* [What you are asked to do]: Extract all of the entries and give them again, word for word.

___

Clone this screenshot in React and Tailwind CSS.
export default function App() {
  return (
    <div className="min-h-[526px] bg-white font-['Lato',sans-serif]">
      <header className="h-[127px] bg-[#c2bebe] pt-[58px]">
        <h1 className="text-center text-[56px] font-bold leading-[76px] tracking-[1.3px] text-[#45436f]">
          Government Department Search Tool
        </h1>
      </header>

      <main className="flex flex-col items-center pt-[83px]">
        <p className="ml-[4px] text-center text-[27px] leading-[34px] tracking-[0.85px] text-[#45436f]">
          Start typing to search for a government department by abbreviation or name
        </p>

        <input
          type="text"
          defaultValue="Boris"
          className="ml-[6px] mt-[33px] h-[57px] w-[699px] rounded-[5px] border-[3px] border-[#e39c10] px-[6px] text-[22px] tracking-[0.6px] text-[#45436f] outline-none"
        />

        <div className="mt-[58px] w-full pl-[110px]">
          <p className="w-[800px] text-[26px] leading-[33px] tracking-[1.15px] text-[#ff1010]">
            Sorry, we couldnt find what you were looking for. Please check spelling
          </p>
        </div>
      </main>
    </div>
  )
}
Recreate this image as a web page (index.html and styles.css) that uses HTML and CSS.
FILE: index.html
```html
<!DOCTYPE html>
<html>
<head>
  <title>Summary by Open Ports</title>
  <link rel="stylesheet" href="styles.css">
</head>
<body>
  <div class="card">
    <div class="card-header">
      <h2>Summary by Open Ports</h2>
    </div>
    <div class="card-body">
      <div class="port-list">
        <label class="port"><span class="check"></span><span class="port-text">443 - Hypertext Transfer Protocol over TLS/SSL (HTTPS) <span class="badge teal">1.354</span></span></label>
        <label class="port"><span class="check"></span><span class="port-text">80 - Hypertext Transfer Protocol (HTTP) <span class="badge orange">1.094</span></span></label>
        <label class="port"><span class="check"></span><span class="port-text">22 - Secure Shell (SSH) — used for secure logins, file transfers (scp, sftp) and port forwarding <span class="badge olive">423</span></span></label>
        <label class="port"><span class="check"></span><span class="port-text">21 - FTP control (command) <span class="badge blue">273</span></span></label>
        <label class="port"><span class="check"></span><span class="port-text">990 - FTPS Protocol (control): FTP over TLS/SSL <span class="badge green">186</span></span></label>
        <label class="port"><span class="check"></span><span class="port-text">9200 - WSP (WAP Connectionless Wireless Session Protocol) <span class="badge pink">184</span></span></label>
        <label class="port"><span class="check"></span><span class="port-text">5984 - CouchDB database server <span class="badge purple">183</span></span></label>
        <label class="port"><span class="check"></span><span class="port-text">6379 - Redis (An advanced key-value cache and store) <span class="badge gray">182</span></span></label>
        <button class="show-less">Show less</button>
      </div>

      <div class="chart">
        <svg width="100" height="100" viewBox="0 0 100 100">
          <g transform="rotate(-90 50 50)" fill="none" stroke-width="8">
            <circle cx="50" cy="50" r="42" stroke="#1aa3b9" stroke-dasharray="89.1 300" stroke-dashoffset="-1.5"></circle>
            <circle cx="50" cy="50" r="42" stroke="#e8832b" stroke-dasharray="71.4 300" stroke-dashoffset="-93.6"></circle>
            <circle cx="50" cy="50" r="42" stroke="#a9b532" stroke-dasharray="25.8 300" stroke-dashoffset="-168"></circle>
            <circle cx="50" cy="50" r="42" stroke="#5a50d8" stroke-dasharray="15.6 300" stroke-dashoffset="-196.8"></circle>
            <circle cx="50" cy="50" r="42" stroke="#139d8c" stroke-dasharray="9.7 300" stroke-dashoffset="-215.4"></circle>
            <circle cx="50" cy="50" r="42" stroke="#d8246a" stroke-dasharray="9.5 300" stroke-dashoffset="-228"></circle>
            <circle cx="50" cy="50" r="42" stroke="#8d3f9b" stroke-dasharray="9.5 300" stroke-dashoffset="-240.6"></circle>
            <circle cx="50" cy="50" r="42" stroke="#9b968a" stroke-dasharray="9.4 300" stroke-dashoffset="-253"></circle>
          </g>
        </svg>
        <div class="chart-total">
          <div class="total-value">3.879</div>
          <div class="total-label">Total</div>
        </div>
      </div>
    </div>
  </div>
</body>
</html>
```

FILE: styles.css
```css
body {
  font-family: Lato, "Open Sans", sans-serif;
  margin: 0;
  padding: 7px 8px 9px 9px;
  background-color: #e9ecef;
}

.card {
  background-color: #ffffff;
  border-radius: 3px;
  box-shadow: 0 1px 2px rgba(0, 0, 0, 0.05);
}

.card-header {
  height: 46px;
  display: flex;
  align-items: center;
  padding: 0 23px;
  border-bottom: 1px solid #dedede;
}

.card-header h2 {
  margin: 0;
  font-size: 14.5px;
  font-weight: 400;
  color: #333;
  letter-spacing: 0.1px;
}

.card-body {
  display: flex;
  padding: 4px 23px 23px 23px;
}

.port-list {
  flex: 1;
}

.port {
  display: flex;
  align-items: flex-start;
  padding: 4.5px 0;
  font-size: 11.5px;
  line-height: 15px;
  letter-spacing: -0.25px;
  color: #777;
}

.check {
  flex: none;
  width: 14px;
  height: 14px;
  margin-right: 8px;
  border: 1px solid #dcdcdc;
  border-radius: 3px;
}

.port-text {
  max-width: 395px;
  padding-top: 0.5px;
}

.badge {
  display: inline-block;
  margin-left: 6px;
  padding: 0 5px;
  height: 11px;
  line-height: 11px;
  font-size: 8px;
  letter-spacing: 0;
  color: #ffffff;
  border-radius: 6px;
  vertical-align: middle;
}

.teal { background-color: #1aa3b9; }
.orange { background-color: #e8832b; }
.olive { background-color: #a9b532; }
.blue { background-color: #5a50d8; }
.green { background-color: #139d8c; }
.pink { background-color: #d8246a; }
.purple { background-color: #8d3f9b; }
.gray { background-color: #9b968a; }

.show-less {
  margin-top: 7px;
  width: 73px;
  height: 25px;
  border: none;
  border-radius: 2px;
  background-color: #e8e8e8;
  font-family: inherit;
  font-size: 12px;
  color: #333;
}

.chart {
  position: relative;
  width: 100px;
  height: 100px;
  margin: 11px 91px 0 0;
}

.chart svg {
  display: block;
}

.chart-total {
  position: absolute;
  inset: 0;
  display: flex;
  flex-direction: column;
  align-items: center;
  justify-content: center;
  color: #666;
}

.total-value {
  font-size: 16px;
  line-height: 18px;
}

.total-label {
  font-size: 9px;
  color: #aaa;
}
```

___

* [Result of this exercise]:
Clone this screenshot in React and Tailwind CSS.
export default function App() {
  return (
    <div className="min-h-[526px] bg-white font-['Lato',sans-serif]">
      <header className="h-[127px] bg-[#c2bebe] pt-[58px]">
        <h1 className="text-center text-[56px] font-bold leading-[76px] tracking-[1.3px] text-[#45436f]">
          Government Department Search Tool
        </h1>
      </header>

      <main className="flex flex-col items-center pt-[83px]">
        <p className="ml-[4px] text-center text-[27px] leading-[34px] tracking-[0.85px] text-[#45436f]">
          Start typing to search for a government department by abbreviation or name
        </p>

        <input
          type="text"
          defaultValue="Boris"
          className="ml-[6px] mt-[33px] h-[57px] w-[699px] rounded-[5px] border-[3px] border-[#e39c10] px-[6px] text-[22px] tracking-[0.6px] text-[#45436f] outline-none"
        />

        <div className="mt-[58px] w-full pl-[110px]">
          <p className="w-[800px] text-[26px] leading-[33px] tracking-[1.15px] text-[#ff1010]">
            Sorry, we couldnt find what you were looking for. Please check spelling
          </p>
        </div>
      </main>
    </div>
  )
}
Recreate this image as a web page (index.html and styles.css) that uses HTML and CSS.
FILE: index.html
```html
<!DOCTYPE html>
<html>
<head>
  <title>Summary by Open Ports</title>
  <link rel="stylesheet" href="styles.css">
</head>
<body>
  <div class="card">
    <div class="card-header">
      <h2>Summary by Open Ports</h2>
    </div>
    <div class="card-body">
      <div class="port-list">
        <label class="port"><span class="check"></span><span class="port-text">443 - Hypertext Transfer Protocol over TLS/SSL (HTTPS) <span class="badge teal">1.354</span></span></label>
        <label class="port"><span class="check"></span><span class="port-text">80 - Hypertext Transfer Protocol (HTTP) <span class="badge orange">1.094</span></span></label>
        <label class="port"><span class="check"></span><span class="port-text">22 - Secure Shell (SSH) — used for secure logins, file transfers (scp, sftp) and port forwarding <span class="badge olive">423</span></span></label>
        <label class="port"><span class="check"></span><span class="port-text">21 - FTP control (command) <span class="badge blue">273</span></span></label>
        <label class="port"><span class="check"></span><span class="port-text">990 - FTPS Protocol (control): FTP over TLS/SSL <span class="badge green">186</span></span></label>
        <label class="port"><span class="check"></span><span class="port-text">9200 - WSP (WAP Connectionless Wireless Session Protocol) <span class="badge pink">184</span></span></label>
        <label class="port"><span class="check"></span><span class="port-text">5984 - CouchDB database server <span class="badge purple">183</span></span></label>
        <label class="port"><span class="check"></span><span class="port-text">6379 - Redis (An advanced key-value cache and store) <span class="badge gray">182</span></span></label>
        <button class="show-less">Show less</button>
      </div>

      <div class="chart">
        <svg width="100" height="100" viewBox="0 0 100 100">
          <g transform="rotate(-90 50 50)" fill="none" stroke-width="8">
            <circle cx="50" cy="50" r="42" stroke="#1aa3b9" stroke-dasharray="89.1 300" stroke-dashoffset="-1.5"></circle>
            <circle cx="50" cy="50" r="42" stroke="#e8832b" stroke-dasharray="71.4 300" stroke-dashoffset="-93.6"></circle>
            <circle cx="50" cy="50" r="42" stroke="#a9b532" stroke-dasharray="25.8 300" stroke-dashoffset="-168"></circle>
            <circle cx="50" cy="50" r="42" stroke="#5a50d8" stroke-dasharray="15.6 300" stroke-dashoffset="-196.8"></circle>
            <circle cx="50" cy="50" r="42" stroke="#139d8c" stroke-dasharray="9.7 300" stroke-dashoffset="-215.4"></circle>
            <circle cx="50" cy="50" r="42" stroke="#d8246a" stroke-dasharray="9.5 300" stroke-dashoffset="-228"></circle>
            <circle cx="50" cy="50" r="42" stroke="#8d3f9b" stroke-dasharray="9.5 300" stroke-dashoffset="-240.6"></circle>
            <circle cx="50" cy="50" r="42" stroke="#9b968a" stroke-dasharray="9.4 300" stroke-dashoffset="-253"></circle>
          </g>
        </svg>
        <div class="chart-total">
          <div class="total-value">3.879</div>
          <div class="total-label">Total</div>
        </div>
      </div>
    </div>
  </div>
</body>
</html>
```

FILE: styles.css
```css
body {
  font-family: Lato, "Open Sans", sans-serif;
  margin: 0;
  padding: 7px 8px 9px 9px;
  background-color: #e9ecef;
}

.card {
  background-color: #ffffff;
  border-radius: 3px;
  box-shadow: 0 1px 2px rgba(0, 0, 0, 0.05);
}

.card-header {
  height: 46px;
  display: flex;
  align-items: center;
  padding: 0 23px;
  border-bottom: 1px solid #dedede;
}

.card-header h2 {
  margin: 0;
  font-size: 14.5px;
  font-weight: 400;
  color: #333;
  letter-spacing: 0.1px;
}

.card-body {
  display: flex;
  padding: 4px 23px 23px 23px;
}

.port-list {
  flex: 1;
}

.port {
  display: flex;
  align-items: flex-start;
  padding: 4.5px 0;
  font-size: 11.5px;
  line-height: 15px;
  letter-spacing: -0.25px;
  color: #777;
}

.check {
  flex: none;
  width: 14px;
  height: 14px;
  margin-right: 8px;
  border: 1px solid #dcdcdc;
  border-radius: 3px;
}

.port-text {
  max-width: 395px;
  padding-top: 0.5px;
}

.badge {
  display: inline-block;
  margin-left: 6px;
  padding: 0 5px;
  height: 11px;
  line-height: 11px;
  font-size: 8px;
  letter-spacing: 0;
  color: #ffffff;
  border-radius: 6px;
  vertical-align: middle;
}

.teal { background-color: #1aa3b9; }
.orange { background-color: #e8832b; }
.olive { background-color: #a9b532; }
.blue { background-color: #5a50d8; }
.green { background-color: #139d8c; }
.pink { background-color: #d8246a; }
.purple { background-color: #8d3f9b; }
.gray { background-color: #9b968a; }

.show-less {
  margin-top: 7px;
  width: 73px;
  height: 25px;
  border: none;
  border-radius: 2px;
  background-color: #e8e8e8;
  font-family: inherit;
  font-size: 12px;
  color: #333;
}

.chart {
  position: relative;
  width: 100px;
  height: 100px;
  margin: 11px 91px 0 0;
}

.chart svg {
  display: block;
}

.chart-total {
  position: absolute;
  inset: 0;
  display: flex;
  flex-direction: column;
  align-items: center;
  justify-content: center;
  color: #666;
}

.total-value {
  font-size: 16px;
  line-height: 18px;
}

.total-label {
  font-size: 9px;
  color: #aaa;
}
```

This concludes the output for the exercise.